VOL. 128 | NO. 140 | Friday, July 19, 2013
Memphis Standout Profile
Greg Miller Celebrates 10 Years at Inferno
By Andy Meek
Greg Miller doesn’t have to talk about how much he loves his job, the kinds of changes he’s seen in his industry, the kind of changes he’s been part of and how he couldn’t imagine working anywhere else but inferno.
The fact that he recently passed the 10-year mark working for the 14-year-old full-service advertising, marketing, design and public relations firm pretty much says that for him. Miller is an art director and interactive specialist with inferno, and to be with the same employer in a creative field as long as he has says many things.
It suggests, for example, that Miller is a fan of and a good fit with the culture of inferno, as well as the fact that he’s adept at tackling new mediums and challenges.
To put his tenure in perspective, when Miller started at inferno Mark Zuckerberg was still a student at Harvard who had not yet dabbled with the code for what would become Facebook. Twitter was still three years away, YouTube wouldn’t launch for two more years and print media – including books and legacy news outlets like Newsweek – still had business models built around paper.
Not only did social media arrive on the scene while Miller has worked at inferno, reshaping all manner of industries, but video has become especially crucial and embraced by the business world.
And it’s a medium that Miller is increasingly focused on.
Miller’s work includes everything from helping companies produce commercials, animation projects, training videos, how-to’s and more. One example he said inferno helped with was an explanatory video showing how FedEx gets shipments around the world – from China to the U.S. – in a single day.
“We have such a broad audience now,” he said. “Video is about controlling your message.”
Miller’s focus has been on Web design, but he also has a broad range of design and computer animation skills. Michael Overton, creative director and agency partner at inferno, said Miller’s skills are invaluable because he keeps the team on top of technology, new media and related changes they ought to know about.
“Creative has become so independent from specific media, and you can’t rely on the old standbys of print, outdoor and radio.”
Creative director and agency partner, inferno
“Creative has become so independent from specific media, and you can’t rely on the old standbys of print, outdoor and radio,” Overton said. “You need to take a very integrated approach to reaching your audience because there is constant innovation in the way people gather information.

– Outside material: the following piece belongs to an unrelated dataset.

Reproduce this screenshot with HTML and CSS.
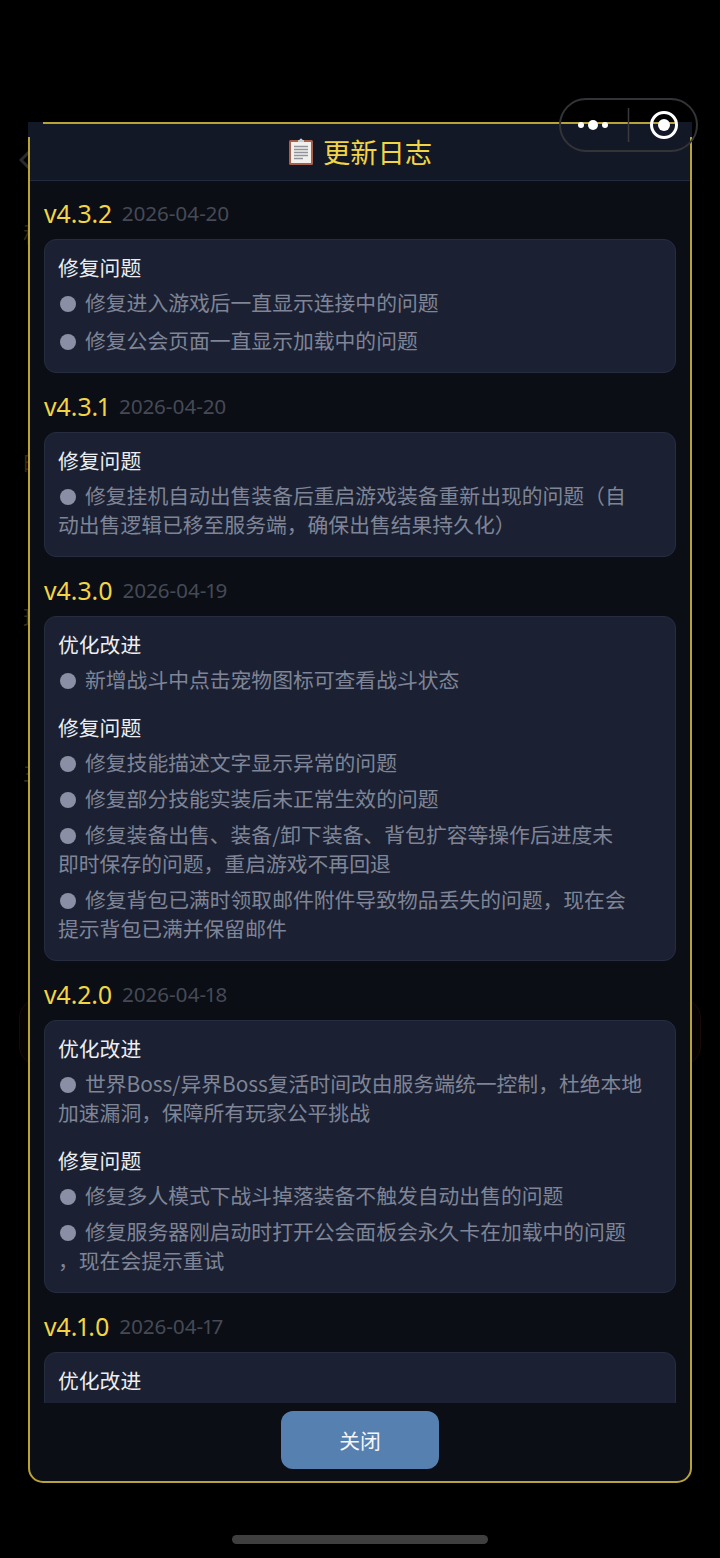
FILE: index.html
```html
<!DOCTYPE html>
<html lang="zh-CN">
<head>
    <meta charset="UTF-8">
    <meta name="viewport" content="width=device-width, initial-scale=1.0">
    <title>更新日志</title>
    <link rel="stylesheet" href="styles.css">
</head>
<body>
<div class="backdrop">
    <svg class="ghost-back" width="12" height="24" viewBox="0 0 12 24"><path d="M10 4 L2 12 L10 20" fill="none" stroke="#2c2c30" stroke-width="3"/></svg>
    <span class="ghost ghost-1">称</span>
    <span class="ghost ghost-2">的</span>
    <span class="ghost ghost-3">玛</span>
    <span class="ghost ghost-4">兰</span>
    <div class="ghost-card"></div>
</div>

<div class="modal">
    <header class="modal-header">
        <svg class="title-icon" width="26" height="28" viewBox="0 0 26 28">
            <rect x="1" y="3" width="24" height="25" rx="1.5" fill="#a8604a"/>
            <rect x="3" y="5" width="20" height="21" fill="#f2f0ec"/>
            <path d="M10 5 V3 H11.5 A1.5 1.5 0 0 1 14.5 3 H16 V5 Z" fill="#c9ced6"/>
            <path d="M6 9.5 H20 M6 12.5 H20 M6 15.5 H20 M6 18.5 H20 M6 21.5 H15" stroke="#8f949c" stroke-width="1.3"/>
        </svg>
        <h1>更新日志</h1>
    </header>

    <main class="modal-body">
        <section class="release">
            <div class="release-head"><span class="version">v4.3.2</span><span class="date">2026-04-20</span></div>
            <div class="card card-loose">
                <h2>修复问题</h2>
                <p class="item">修复进入游戏后一直显示连接中的问题</p>
                <p class="item">修复公会页面一直显示加载中的问题</p>
            </div>
        </section>

        <section class="release">
            <div class="release-head"><span class="version">v4.3.1</span><span class="date">2026-04-20</span></div>
            <div class="card">
                <h2>修复问题</h2>
                <p class="item">修复挂机自动出售装备后重启游戏装备重新出现的问题（自<br>动出售逻辑已移至服务端，确保出售结果持久化）</p>
            </div>
        </section>

        <section class="release">
            <div class="release-head"><span class="version">v4.3.0</span><span class="date">2026-04-19</span></div>
            <div class="card">
                <h2>优化改进</h2>
                <p class="item">新增战斗中点击宠物图标可查看战斗状态</p>
                <h2 class="next-group">修复问题</h2>
                <p class="item">修复技能描述文字显示异常的问题</p>
                <p class="item">修复部分技能实装后未正常生效的问题</p>
                <p class="item">修复装备出售、装备/卸下装备、背包扩容等操作后进度未<br>即时保存的问题，重启游戏不再回退</p>
                <p class="item">修复背包已满时领取邮件附件导致物品丢失的问题，现在会<br>提示背包已满并保留邮件</p>
            </div>
        </section>

        <section class="release">
            <div class="release-head"><span class="version">v4.2.0</span><span class="date">2026-04-18</span></div>
            <div class="card">
                <h2>优化改进</h2>
                <p class="item">世界Boss/异界Boss复活时间改由服务端统一控制，杜绝本地<br>加速漏洞，保障所有玩家公平挑战</p>
                <h2 class="next-group">修复问题</h2>
                <p class="item">修复多人模式下战斗掉落装备不触发自动出售的问题</p>
                <p class="item">修复服务器刚启动时打开公会面板会永久卡在加载中的问题<br>，现在会提示重试</p>
            </div>
        </section>

        <section class="release">
            <div class="release-head"><span class="version">v4.1.0</span><span class="date">2026-04-17</span></div>
            <div class="card card-tail">
                <h2>优化改进</h2>
            </div>
        </section>
    </main>

    <footer class="modal-footer">
        <button class="close-btn" type="button">关闭</button>
    </footer>
</div>

<div class="capsule">
    <svg width="139" height="54" viewBox="0 0 139 54">
        <circle cx="22" cy="27" r="3" fill="#fff"/>
        <circle cx="34" cy="27" r="5" fill="#fff"/>
        <circle cx="46" cy="27" r="3" fill="#fff"/>
        <path d="M69.5 10 V44" stroke="#3a3a3c" stroke-width="1.5"/>
        <circle cx="105" cy="27" r="12.5" fill="none" stroke="#fff" stroke-width="3"/>
        <circle cx="105" cy="27" r="6" fill="#fff"/>
    </svg>
</div>

<div class="home-bar"></div>
</body>
</html>
```

FILE: styles.css
```css
* {
    box-sizing: border-box;
}

html, body {
    height: 100%;
}

body {
    margin: 0;
    height: 1558px;
    padding: 122px 28px 75px;
    background-color: #000;
    font-family: "Noto Sans CJK SC", "Noto Sans", sans-serif;
    font-size: 20.8px;
    overflow: hidden;
    position: relative;
}

/* page dimmed behind the modal */
.backdrop {
    position: absolute;
    inset: 0;
}

.ghost-back {
    position: absolute;
    left: 19px;
    top: 148px;
}

.ghost {
    position: absolute;
    left: 23px;
    color: #3a2a10;
    font-size: 22px;
    line-height: 26px;
}

.ghost-1 { top: 219px; }
.ghost-2 { top: 447px; }
.ghost-3 { top: 603px; }
.ghost-4 { top: 757px; }

.ghost-card {
    position: absolute;
    left: 19px;
    top: 998px;
    width: 682px;
    height: 68px;
    border: 1px solid #180a0a;
    border-radius: 20px;
    background-color: #070303;
}

.modal {
    position: relative;
    height: 100%;
    display: flex;
    flex-direction: column;
    background-color: #0b0e15;
    border: 2px solid #b9a238;
    border-radius: 15px;
}

.modal-header {
    flex: none;
    position: relative;
    height: 57px;
    padding-bottom: 3px;
    display: flex;
    align-items: center;
    justify-content: center;
    gap: 9px;
    background-color: #131826;
    border-bottom: 1px solid #232a3d;
}

/* top corners stay square, the header sits over the rounded border */
.modal-header::before,
.modal-header::after {
    content: "";
    position: absolute;
    top: -2px;
    width: 15px;
    height: 15px;
    background-color: #131826;
}

.modal-header::before {
    left: -2px;
}

.modal-header::after {
    right: -2px;
}

.modal-header h1 {
    margin: 0;
    font-size: 27.3px;
    font-weight: 400;
    color: #f2d544;
}

.modal-body {
    flex: 1;
    min-height: 0;
    overflow: hidden;
    padding: 15px 14px 0;
}

.release {
    margin-bottom: 16px;
}

.release-head {
    display: flex;
    align-items: center;
    gap: 10px;
    height: 34px;
    margin-bottom: 9px;
}

.version {
    font-family: "Noto Sans", "Noto Sans CJK SC", sans-serif;
    font-size: 24.8px;
    color: #f2d544;
    font-variant-numeric: proportional-nums;
}

.date {
    font-family: "Noto Sans", "Noto Sans CJK SC", sans-serif;
    font-size: 20.6px;
    color: #454a56;
    font-variant-numeric: proportional-nums;
}

.card {
    padding: 12px 13px 13px;
    background-color: #1b2133;
    border: 1px solid #262d41;
    border-radius: 12px;
}

.card-loose .item + .item {
    margin-top: 2px;
}

.card-tail {
    height: 120px;
}

.card h2 {
    margin: 0 0 3px;
    font-size: 20.8px;
    font-weight: 400;
    line-height: 30px;
    color: #eceef2;
}

.card h2.next-group {
    margin-top: 14px;
}

.item {
    margin: 0;
    padding: 3px 0 4px;
    line-height: 29px;
    color: #7f8596;
}

.item::before {
    content: "";
    display: inline-block;
    width: 16px;
    height: 16px;
    margin: 0 9px 0 2px;
    border-radius: 50%;
    background-color: #8b8fa5;
    vertical-align: -1px;
}

.modal-footer {
    flex: none;
    height: 78px;
    display: flex;
    justify-content: center;
    padding-top: 8px;
}

.close-btn {
    width: 158px;
    height: 58px;
    border: none;
    border-radius: 12px;
    background-color: #5580b0;
    color: #f4f6f9;
    font: inherit;
}

.capsule {
    position: absolute;
    left: 559px;
    top: 98px;
    width: 139px;
    height: 54px;
    border: 2px solid #333438;
    border-radius: 27px;
}

.capsule svg {
    display: block;
    margin: -2px;
}

.home-bar {
    position: absolute;
    left: 232px;
    top: 1535px;
    width: 256px;
    height: 9px;
    border-radius: 5px;
    background-color: #3f3f3f;
}
```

Greg ensures that our team is updated on all the developments associated with content distribution and new media channels.”
Ask Miller what a typical day is like for him, and the question might as well be in another language. He and others at the firm are quick to disabuse someone of the notion that the concept of a typical eight hours, of sameness and predictability, is not something that one should expect to find at inferno.
On one particular morning last week, Miller’s day started early, when he was out on a shoot. Usually, his workday includes a mix of planned tasks in addition to the necessary flexibility of rolling with the punches to accommodate clients who need something immediately.
One way he tries to stay creative and keep himself inspired is by searching the Web. He doesn’t watch much TV, so he tries to seek out examples of great art, visuals, video and design online, and then use that to fuel his intellectual and creative energy.
One of the things Miller said he likes about his job is how inferno’s partners have “allowed me to change up what I do every few years.”
Inferno’s clients span a variety of sectors, including health care, relocation, logistics, banking, agriculture, entertainment and the nonprofit world. The company is based in Memphis and has satellite offices in Arkansas and Michigan.
It bills itself as a leading mid-sized provider of business-to-business and consumer marketing solutions, with expertise across a variety of disciplines.
Miller said the firm recently added a new staffer to its interactive department. The additions always bring something new to the table, he reflected, and this time the department is getting its first female addition, which he said would bring an especially fresh and valuable perspective.
About the firm, Miller said: “It’s a great place to work, with great people. And I have a lot of respect for the partners.”